ROANOKE TIMES

                         Roanoke Times
                 Copyright (c) 1995, Landmark Communications, Inc.

DATE: SATURDAY, February 16, 1991                   TAG: 9102160073
SECTION: SPORTS                    PAGE: B1   EDITION: METRO 
SOURCE: Associated Press
DATELINE: AUBURN HILLS, MICH.                                LENGTH: Medium


DALY TAKES CHAMPIONSHIP STYLE INTO `92 OLYMPICS

Chuck Daly promises to bring the same savvy, style and wit to the U.S. Olympic basketball team that he used in winning two NBA titles with the Detroit Pistons.

Daly, who was selected to coach the 1992 men's team, called himself a basketball "lifer" who would have taken the job for nothing.

"I represent the lifers in this business," Daly said Friday. "I kiddingly like to say I've spent my whole life without working."

Of course, Daly has worked - long and hard - and has the last two NBA championships to show for it. But he long has wanted a chance to coach on the international level.
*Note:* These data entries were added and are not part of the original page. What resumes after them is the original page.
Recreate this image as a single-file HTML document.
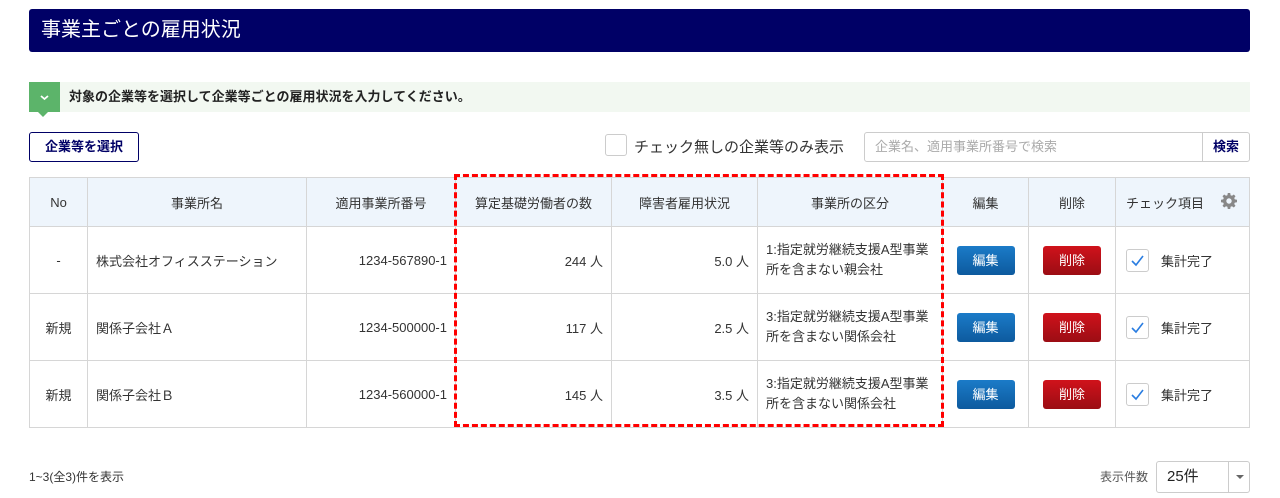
<!DOCTYPE html>
<html><head><meta charset="utf-8"><style>
*{box-sizing:border-box;margin:0;padding:0}
body{width:1280px;height:498px;background:#fff;font-family:"Liberation Sans","Noto Sans CJK JP",sans-serif;font-size:13px;color:#333;position:relative;overflow:hidden}
.abs{position:absolute}
.hdr{left:29px;top:9px;width:1221px;height:43px;background:#000066;border-radius:3px;color:#fff;font-size:20px;line-height:43px;padding-left:12px}
.info{left:29px;top:82px;width:1221px;height:30px;background:#f2f8f1}
.gsq{left:29px;top:82px;width:31px;height:30px;background:#5cb46a}
.gtri{left:38px;top:112px;width:0;height:0;border-left:5px solid transparent;border-right:5px solid transparent;border-top:5px solid #5cb46a}
.itxt{left:69px;top:82px;line-height:30px;font-weight:bold;font-size:13px;color:#222}
.sel{left:29px;top:132px;width:110px;height:30px;border:1px solid #000066;border-radius:3px;color:#000066;font-weight:bold;text-align:center;line-height:28px}
.cb{width:22px;height:22px;border:1px solid #ccc;border-radius:3px;background:#fff}
.search{left:864px;top:132px;width:386px;height:30px;border:1px solid #ccc;border-radius:3px;color:#aaa;line-height:28px;padding-left:10px}
.sbtn{right:0;top:0;width:47px;height:28px;border-left:1px solid #ccc;color:#000066;font-weight:bold;text-align:center;line-height:28px}
table{position:absolute;left:29px;top:177px;width:1221px;border-collapse:collapse}
td,th{border:1px solid #d6d6d6;font-weight:normal}
th{background:#eef5fc;height:49px;text-align:center}
td{height:67px;padding:0 8px}
.r{text-align:right}.c{text-align:center}
.b{display:inline-block;width:58px;height:29px;border-radius:3px;color:#fff;line-height:29px;text-align:center}
.be{background:linear-gradient(#1b7bc8,#0d5a9e)}
.bd{background:linear-gradient(#d0121b,#9b0d14)}
.red{left:454px;top:174px;width:490px;height:253px;border:3px dashed #f00}
.ck{display:inline-block;vertical-align:middle;width:23px;height:23px;border:1px solid #ccc;border-radius:3px;margin-left:2px}
.ckt{display:inline-block;vertical-align:middle;margin-left:12px}
</style></head><body>
<div class="abs hdr">事業主ごとの雇用状況</div>
<div class="abs info"></div>
<div class="abs gsq"><svg width="31" height="30"><path d="M12 14l3.5 3 3.5-3" fill="none" stroke="#fff" stroke-width="1.8"/></svg></div>
<div class="abs gtri"></div>
<div class="abs itxt">対象の企業等を選択して企業等ごとの雇用状況を入力してください。</div>
<div class="abs sel">企業等を選択</div>
<div class="abs cb" style="left:605px;top:134px"></div>
<div class="abs" style="left:634px;top:136px;font-size:15px">チェック無しの企業等のみ表示</div>
<div class="abs search">企業名、適用事業所番号で検索<div class="abs sbtn">検索</div></div>
<table>
<colgroup><col style="width:58px"><col style="width:219px"><col style="width:149px"><col style="width:156px"><col style="width:146px"><col style="width:185px"><col style="width:86px"><col style="width:87px"><col></colgroup>
<tr><th>No</th><th>事業所名</th><th>適用事業所番号</th><th>算定基礎労働者の数</th><th>障害者雇用状況</th><th>事業所の区分</th><th>編集</th><th>削除</th><th style="text-align:left;padding-left:10px">チェック項目 <svg style="float:right;margin-right:12px" width="16" height="16" viewBox="0 0 16 16"><path fill="#888" d="M6.8 0h2.4l.4 2.2 1.4.6 1.8-1.3 1.7 1.7-1.3 1.8.6 1.4 2.2.4v2.4l-2.2.4-.6 1.4 1.3 1.8-1.7 1.7-1.8-1.3-1.4.6-.4 2.2H6.8l-.4-2.2-1.4-.6-1.8 1.3-1.7-1.7 1.3-1.8-.6-1.4L0 9.2V6.8l2.2-.4.6-1.4-1.3-1.8 1.7-1.7 1.8 1.3 1.4-.6zM8 5.3A2.7 2.7 0 1 0 8 10.7 2.7 2.7 0 1 0 8 5.3z"/></svg></th></tr>
<tr><td class="c">-</td><td>株式会社オフィスステーション</td><td class="r">1234-567890-1</td><td class="r">244 人</td><td class="r">5.0 人</td><td style="line-height:20px">1:指定就労継続支援A型事業所を含まない親会社</td><td class="c"><span class="b be">編集</span></td><td class="c"><span class="b bd">削除</span></td><td><span class="ck"><svg width="21" height="21"><path d="M5 11l4 4 7-9" fill="none" stroke="#2a7de1" stroke-width="1.6"/></svg></span><span class="ckt">集計完了</span></td></tr>
<tr><td class="c">新規</td><td>関係子会社Ａ</td><td class="r">1234-500000-1</td><td class="r">117 人</td><td class="r">2.5 人</td><td style="line-height:20px">3:指定就労継続支援A型事業所を含まない関係会社</td><td class="c"><span class="b be">編集</span></td><td class="c"><span class="b bd">削除</span></td><td><span class="ck"><svg width="21" height="21"><path d="M5 11l4 4 7-9" fill="none" stroke="#2a7de1" stroke-width="1.6"/></svg></span><span class="ckt">集計完了</span></td></tr>
<tr><td class="c">新規</td><td>関係子会社Ｂ</td><td class="r">1234-560000-1</td><td class="r">145 人</td><td class="r">3.5 人</td><td style="line-height:20px">3:指定就労継続支援A型事業所を含まない関係会社</td><td class="c"><span class="b be">編集</span></td><td class="c"><span class="b bd">削除</span></td><td><span class="ck"><svg width="21" height="21"><path d="M5 11l4 4 7-9" fill="none" stroke="#2a7de1" stroke-width="1.6"/></svg></span><span class="ckt">集計完了</span></td></tr>
</table>
<div class="abs red"></div>
<div class="abs" style="left:29px;top:468px;font-size:12px">1~3(全3)件を表示</div>
<div class="abs" style="left:1100px;top:468px;font-size:12px;color:#555">表示件数</div>
<div class="abs" style="left:1156px;top:461px;width:94px;height:32px;border:1px solid #ccc;border-radius:3px;font-size:15px;line-height:30px;padding-left:10px;color:#222">25件<div class="abs" style="left:71px;top:0;width:1px;height:30px;background:#ccc"></div><div class="abs" style="left:79px;top:13px;border-left:4px solid transparent;border-right:4px solid transparent;border-top:4px solid #666"></div></div>
</body></html>
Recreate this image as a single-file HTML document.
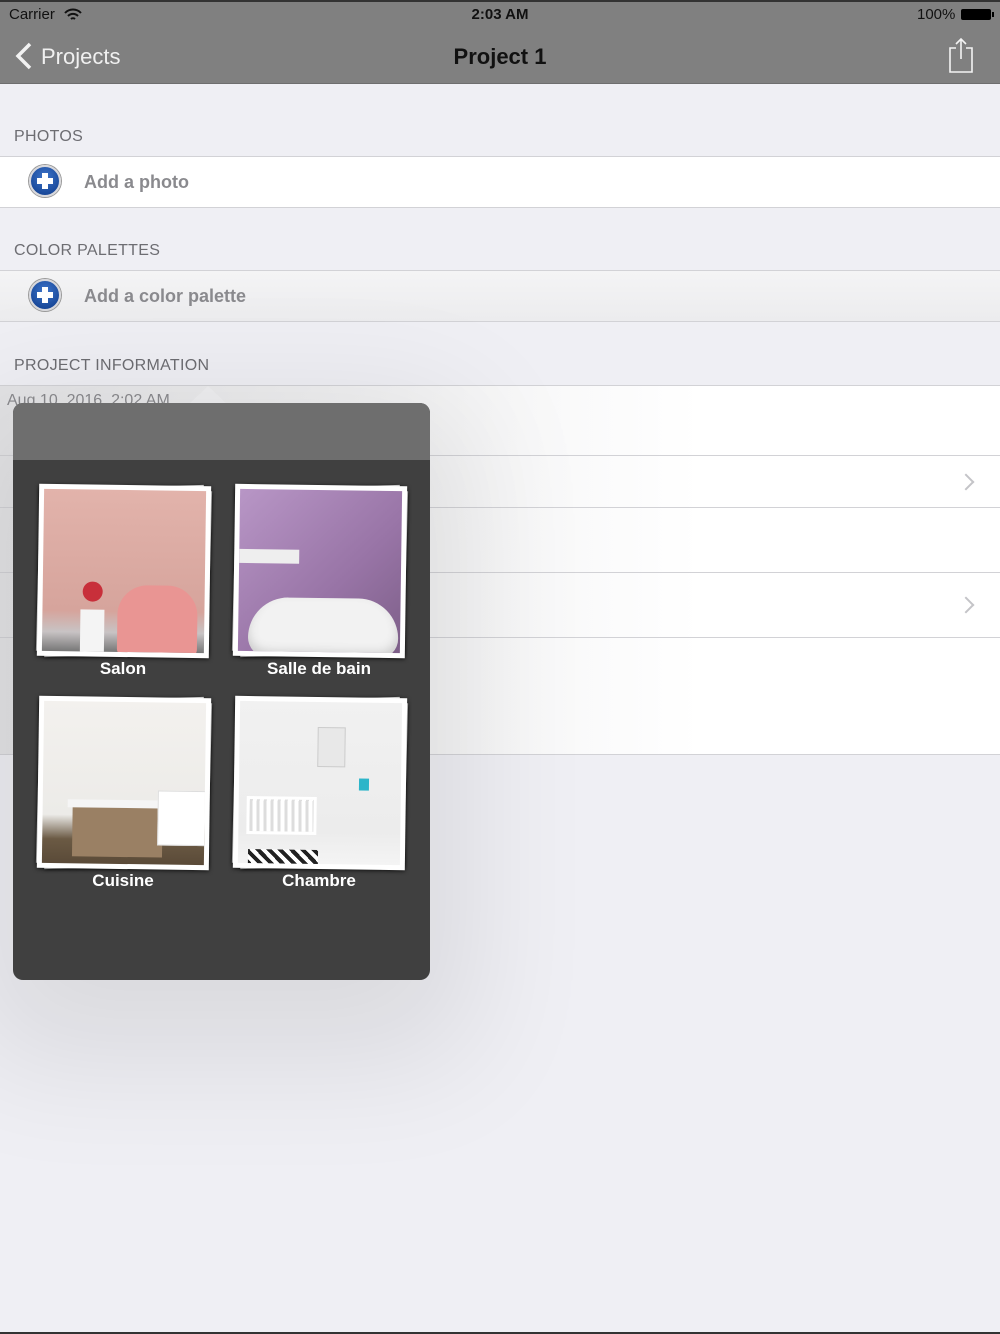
<!DOCTYPE html>
<html><head><meta charset="utf-8"><style>
*{margin:0;padding:0;box-sizing:border-box}
body{width:1000px;height:1334px;overflow:hidden;background:#efeff4;font-family:"Liberation Sans",sans-serif;position:relative}
.nav{position:absolute;left:0;top:0;width:1000px;height:84px;background:#808080;border-top:2px solid #333;border-bottom:1px solid #6e6e6e}
.abs{position:absolute}
.lbl{position:absolute;left:14px;font-size:16px;color:#6d6d72;letter-spacing:.3px}
.row{position:absolute;left:0;width:1000px;background:linear-gradient(90deg,#e4e4e6 0,#f3f3f4 40%,#fff 70%);border-bottom:1px solid #d2d2d6}
.row.t{border-top:1px solid #d2d2d6}
.plus{position:absolute;left:29px;width:32px;height:32px;border-radius:50%;background:radial-gradient(circle at 50% 35%,#3d74c9,#0d3a8a);border:2px solid #d8d8dc;box-shadow:0 0 0 1px #999}
.plus:before{content:"";position:absolute;left:6px;top:11px;width:16px;height:6px;background:#fff}
.plus:after{content:"";position:absolute;left:11px;top:6px;width:6px;height:16px;background:#fff}
.rt{position:absolute;left:84px;font-size:18px;color:#8a8a8e;font-weight:bold}
.chev{position:absolute;left:960px;width:12px;height:12px;border-right:2px solid #c4c4c8;border-top:2px solid #c4c4c8;transform:rotate(45deg)}
.pop{position:absolute;left:13px;top:403px;width:417px;height:577px;border-radius:10px;background:#404040;overflow:hidden;box-shadow:0 40px 180px 40px rgba(0,0,0,.09)}
.pophd{height:57px;background:#6e6e6e}
.tile{position:absolute;width:172px;height:172px}
.tile .b{position:absolute;inset:2px 4px;background:#f4f4f4;transform:rotate(-1.5deg);box-shadow:0 1px 3px rgba(0,0,0,.6)}
.tile .b2{position:absolute;inset:4px 0;background:#eee;transform:rotate(1.5deg);box-shadow:0 1px 3px rgba(0,0,0,.6)}
.tile .f{position:absolute;inset:0;background:#fff;padding:5px;transform:rotate(.8deg);box-shadow:0 1px 4px rgba(0,0,0,.7)}
.tile .im{width:100%;height:100%;position:relative;overflow:hidden}
.cap{position:absolute;width:200px;text-align:center;color:#fff;font-size:17px;font-weight:bold}
</style></head><body>
<div class="nav">
<div class="abs" style="left:9px;top:4px;font-size:15px;color:#111">Carrier</div>
<svg class="abs" style="left:64px;top:6px" width="18" height="14" viewBox="0 0 18 14"><path d="M1 5a11 11 0 0 1 16 0M4 8a7 7 0 0 1 10 0M7 11a3 3 0 0 1 4 0" stroke="#111" stroke-width="2" fill="none"/></svg>
<div class="abs" style="left:0;width:1000px;top:4px;text-align:center;font-size:15px;font-weight:bold;color:#111">2:03 AM</div>
<div class="abs" style="left:917px;top:4px;font-size:15px;color:#111">100%</div>
<div class="abs" style="left:961px;top:7px;width:30px;height:11px;background:#000;border-radius:2px"></div>
<div class="abs" style="left:992px;top:10px;width:2px;height:5px;background:#000"></div>
<svg class="abs" style="left:14px;top:40px" width="20" height="28" viewBox="0 0 20 28"><path d="M16 2 4 14l12 12" stroke="#f2f2f2" stroke-width="3.5" fill="none"/></svg>
<div class="abs" style="left:41px;top:42px;font-size:22px;color:#f0f0f0">Projects</div>
<div class="abs" style="left:0;width:1000px;top:42px;text-align:center;font-size:22px;font-weight:bold;color:#111">Project 1</div>
<svg class="abs" style="left:946px;top:34px" width="30" height="38" viewBox="0 0 30 38"><path d="M10 12H4v24h22V12h-6M15 3v20M10 8l5-5 5 5" stroke="#f4f4f4" stroke-width="1.6" fill="none"/></svg>
</div>
<div class="lbl" style="top:128px">PHOTOS</div>
<div class="row t" style="top:156px;height:52px;background:#fff"><div class="plus" style="top:8px"></div><div class="rt" style="top:15px">Add a photo</div></div>
<div class="lbl" style="top:242px">COLOR PALETTES</div>
<div class="row t" style="top:270px;height:52px;background:linear-gradient(#f4f4f5,#ececee)"><div class="plus" style="top:8px"></div><div class="rt" style="top:15px">Add a color palette</div></div>
<div class="lbl" style="top:357px">PROJECT INFORMATION</div>
<div class="row t" style="top:385px;height:71px"><div class="abs" style="left:7px;top:6px;font-size:16px;color:#8a8a8e">Aug 10, 2016, 2:02 AM</div></div>
<div class="row" style="top:456px;height:52px"><div class="chev" style="top:20px"></div></div>
<div class="row" style="top:508px;height:65px"></div>
<div class="row" style="top:573px;height:65px"><div class="chev" style="top:26px"></div></div>
<div class="row" style="top:638px;height:117px"></div>
<div class="abs" style="left:190px;top:386px;width:0;height:0;border-left:18px solid transparent;border-right:18px solid transparent;border-bottom:17px solid #f0f0f2"></div>
<div class="pop"><div class="pophd"></div>
<div class="tile" style="left:25px;top:82px"><div class="b"></div><div class="b2"></div><div class="f"><div class="im" style="background:linear-gradient(#e2b3ab,#d6a49c 75%,#c8c3c4 88%,#777 100%)">
<div class="abs" style="left:75px;top:95px;width:80px;height:70px;border-radius:30px 30px 6px 6px;background:#e99593"></div>
<div class="abs" style="left:38px;top:120px;width:24px;height:45px;background:#f4f4f4"></div>
<div class="abs" style="left:40px;top:92px;width:20px;height:20px;border-radius:50%;background:#c82f3a"></div>
</div></div></div>
<div class="tile" style="left:221px;top:82px"><div class="b"></div><div class="b2"></div><div class="f"><div class="im" style="background:linear-gradient(135deg,#b896c6,#9874a6 60%,#7d5f88)">
<div class="abs" style="left:0;top:60px;width:60px;height:14px;background:#eee"></div>
<div class="abs" style="left:10px;top:108px;width:150px;height:60px;border-radius:60px 60px 30px 30px;background:#f2f2f2;box-shadow:inset 0 -6px 10px #ccc"></div>
</div></div></div>
<div class="tile" style="left:25px;top:294px"><div class="b"></div><div class="b2"></div><div class="f"><div class="im" style="background:linear-gradient(#f3f1ee,#ecebe8 70%,#6b5a44 85%,#5a4a38)">
<div class="abs" style="left:30px;top:105px;width:90px;height:50px;background:#9a8064"></div>
<div class="abs" style="left:25px;top:98px;width:100px;height:8px;background:#f5f5f5"></div>
<div class="abs" style="left:115px;top:88px;width:50px;height:55px;background:#fff;border:1px solid #ddd"></div>
</div></div></div>
<div class="tile" style="left:221px;top:294px"><div class="b"></div><div class="b2"></div><div class="f"><div class="im" style="background:linear-gradient(#f1f1f1,#ececec 80%,#f4f4f4)">
<div class="abs" style="left:78px;top:25px;width:28px;height:40px;background:#e8e8e8;border:1px solid #ccc"></div>
<div class="abs" style="left:8px;top:95px;width:70px;height:38px;border:3px solid #fff;background:repeating-linear-gradient(90deg,#ddd 0 3px,#fff 3px 7px)"></div>
<div class="abs" style="left:10px;top:148px;width:70px;height:16px;background:repeating-linear-gradient(45deg,#222 0 4px,#fff 4px 8px)"></div>
<div class="abs" style="left:120px;top:76px;width:10px;height:12px;background:#2cb5c9"></div>
</div></div></div>
</div>
<div class="cap" style="left:23px;top:659px">Salon</div>
<div class="cap" style="left:219px;top:659px">Salle de bain</div>
<div class="cap" style="left:23px;top:871px">Cuisine</div>
<div class="cap" style="left:219px;top:871px">Chambre</div>
<div class="abs" style="left:0;top:1332px;width:1000px;height:2px;background:#333"></div>
</body></html>
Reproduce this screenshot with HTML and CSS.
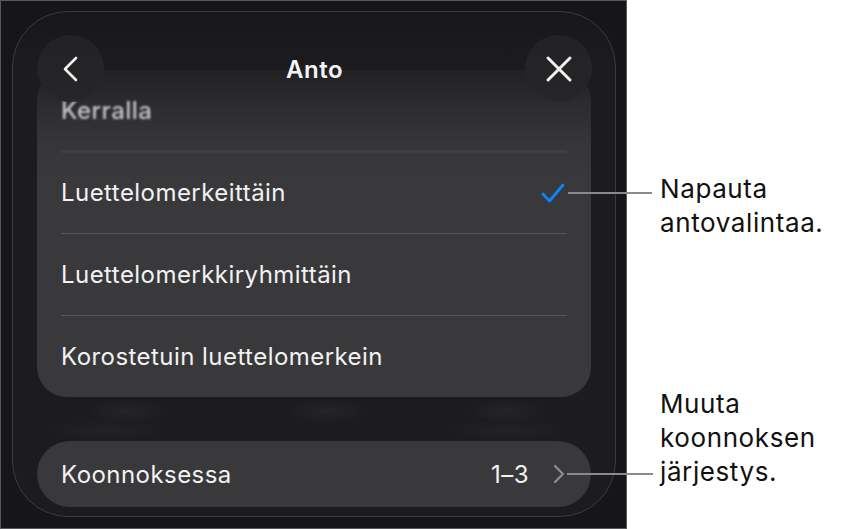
FILE: index.html
```html
<!DOCTYPE html>
<html lang="fi">
<head>
    <meta charset="UTF-8">
    <meta name="viewport" content="width=device-width, initial-scale=1.0">
    <title>Anto</title>
    <link rel="stylesheet" href="styles.css">
</head>
<body>
    <div class="page">
        <div class="device">
            <div class="sheet">
                <div class="header">
                    <div class="round-btn">
                        <svg width="20" height="28" viewBox="0 0 20 28"><path d="M15 3 L4 14 L15 25" fill="none" stroke="#f2f2f2" stroke-width="2.6" stroke-linecap="round" stroke-linejoin="round"/></svg>
                    </div>
                    <div class="title">Anto</div>
                    <div class="round-btn">
                        <svg width="30" height="30" viewBox="0 0 30 30"><path d="M4 4 L26 26 M26 4 L4 26" fill="none" stroke="#f2f2f2" stroke-width="3" stroke-linecap="round"/></svg>
                    </div>
                </div>

                <div class="card">
                    <div class="row faded">Kerralla</div>
                    <div class="row">
                        <span>Luettelomerkeittäin</span>
                        <svg class="check" width="26" height="22" viewBox="0 0 26 22"><path d="M3 12 L9.5 19 L23 3" fill="none" stroke="#0a84ff" stroke-width="2.8" stroke-linecap="round" stroke-linejoin="round"/></svg>
                    </div>
                    <div class="row">Luettelomerkkiryhmittäin</div>
                    <div class="row">Korostetuin luettelomerkein</div>
                </div>

                <div class="shelf"></div>

                <div class="pill">
                    <span>Koonnoksessa</span>
                    <span class="value">1–3
                        <svg width="14" height="20" viewBox="0 0 14 20"><path d="M3 2 L11 10 L3 18" fill="none" stroke="#8e8e93" stroke-width="2.2" stroke-linecap="round" stroke-linejoin="round"/></svg>
                    </span>
                </div>
            </div>
        </div>

        <div class="notes">
            <p class="note first">Napauta<br>antovalintaa.</p>
            <p class="note second">Muuta<br>koonnoksen<br>järjestys.</p>
        </div>

        <div class="leader one"></div>
        <div class="leader two"></div>
    </div>
</body>
</html>
```

FILE: styles.css
```css
body {
    margin: 0;
    padding: 0;
    background-color: #ffffff;
    font-family: Inter, "Noto Sans", sans-serif;
}

.page {
    position: relative;
    display: flex;
    width: 851px;
    height: 529px;
    overflow: hidden;
}

.device {
    width: 627px;
    height: 529px;
    box-sizing: border-box;
    border: 1px solid #58585a;
    background-color: #161618;
    padding: 10px 10px 11px 11px;
}

.sheet {
    position: relative;
    height: 100%;
    box-sizing: border-box;
    border: 1px solid #3b3b3d;
    border-radius: 56px;
    background: linear-gradient(to bottom, #18181a 0, #1c1c1e 60px, #1c1c1e 100%);
    padding: 58px 24px 8px 24px;
    display: flex;
    flex-direction: column;
}

.header {
    position: absolute;
    top: 23px;
    left: 24px;
    right: 23px;
    display: flex;
    justify-content: space-between;
    align-items: center;
    z-index: 2;
}

.round-btn {
    width: 67px;
    height: 67px;
    border-radius: 50%;
    background-color: rgba(38, 38, 40, 0.85);
    display: flex;
    align-items: center;
    justify-content: center;
}

.title {
    color: #f5f5f5;
    font-size: 24px;
    font-weight: 600;
    letter-spacing: 0.5px;
    padding-top: 2px;
}

.card {
    background: linear-gradient(to bottom, #212123 0, #2c2c2e 35px, #363638 75px, #39393b 110px);
    border-radius: 30px;
    padding: 0 24px;
}

.row {
    height: 81px;
    display: flex;
    align-items: center;
    justify-content: space-between;
    color: #f2f2f2;
    font-size: 24px;
    letter-spacing: 0.45px;
    border-bottom: 1px solid #56565a;
}

.row:last-child {
    border-bottom: none;
}

.row.faded {
    color: #c6c6c8;
    filter: blur(1px);
    font-weight: 500;
}

.check {
    margin-right: 1px;
}

.shelf {
    height: 44px;
    background:
        radial-gradient(ellipse 40px 12px at 90px 14px, rgba(255,255,255,0.04), transparent),
        radial-gradient(ellipse 40px 12px at 290px 14px, rgba(255,255,255,0.04), transparent),
        radial-gradient(ellipse 40px 12px at 470px 14px, rgba(255,255,255,0.04), transparent),
        radial-gradient(ellipse 60px 10px at 70px 33px, rgba(255,255,255,0.03), transparent),
        radial-gradient(ellipse 60px 10px at 470px 33px, rgba(255,255,255,0.03), transparent);
}

.pill {
    height: 66px;
    border-radius: 33px;
    background-color: #39393b;
    display: flex;
    align-items: center;
    justify-content: space-between;
    padding: 0 25px 0 24px;
    color: #f2f2f2;
    font-size: 24px;
    letter-spacing: 0.45px;
}

.pill .value {
    display: flex;
    align-items: center;
    gap: 23px;
}

.notes {
    flex: 1;
    padding-left: 33px;
    padding-top: 172px;
}

.note {
    margin: 0;
    color: #111111;
    font-size: 26px;
    letter-spacing: 0.6px;
    line-height: 34px;
}

.note.second {
    margin-top: 147px;
}

.leader {
    position: absolute;
    height: 2px;
    background-color: #8a8a8a;
}

.leader.one {
    left: 568px;
    width: 84px;
    top: 192px;
}

.leader.two {
    left: 567px;
    width: 86px;
    top: 473px;
}
```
"This country has taken a few lumps in basketball lately," Daly said. "I don't like to lose, even when I'm not involved personally. We invented the game. We taught the Europeans how to play. Now they're to the point where they're playing as well as we are."

Daly, who will not have to relinquish any of his Pistons duties, is the 10th coach of the U.S. Olympic team. Oklahoma State's Hank Iba had the job three times.

The U.S. men's team has won the gold medal eight times. Iba's team got the silver in the 1972 Olympics, and John Thompson's team got a bronze at the 1988 Games.

"John Thompson was handicapped because he didn't have NBA players," Daly said. "John perhaps didn't have the firepower."

That shouldn't be a problem at Barcelona because the U.S. team will be using NBA players for the first time in Olympic competition.

Daly, 60, has the longest tenure of any active NBA coach. He got his first look at the kind of Olympic team he might have when he coached the East Conference team in the NBA All-Star game last season.

"I was impressed with the All-Star team last year, how in just half an hour of practice these guys were already getting into the flow of what we wanted to do," Daly said. "Players at that level will put winning ahead of everything else."

Daly said he will reacquaint himself with international rules, which vary slightly from the game as it's played in the United States.

"It's like a college coach coming to the NBA," Daly said. "There are some variations. But I have coached against international teams when I was at the college level."

The players on the 1992 team will be selected by a committee, in which Daly will have input. Since they will be mostly NBA players, they won't have to compete for a spot on the team like players of past Olympic teams, all of whom were amateurs. There are expected to be perhaps two or three collegians on the 1992 squad.

Kentucky athletic director C.M. Newton, chairman of USA Basketball, said the players probably would be notified early in 1992 so that NBA players could clear their personal schedules and be available for the summer Olympics.

The competition in Barcelona will consist of 12 teams that must qualify before competing in the Olympics. The U.S. team will play in a qualification tournament of the Americas, to be held in the United States.

"It's a tremendous challenge," Daly said. "There's a lot more to this than just winning games."

Daly will have three assistants - one from the NBA and two from the college ranks.

Daly has a nine-year NBA record of 413-252. He is only the 20th NBA coach to earn 400 victories and his 67 percent winning percentage (62-31) in playoffs is highest among active NBA coaches.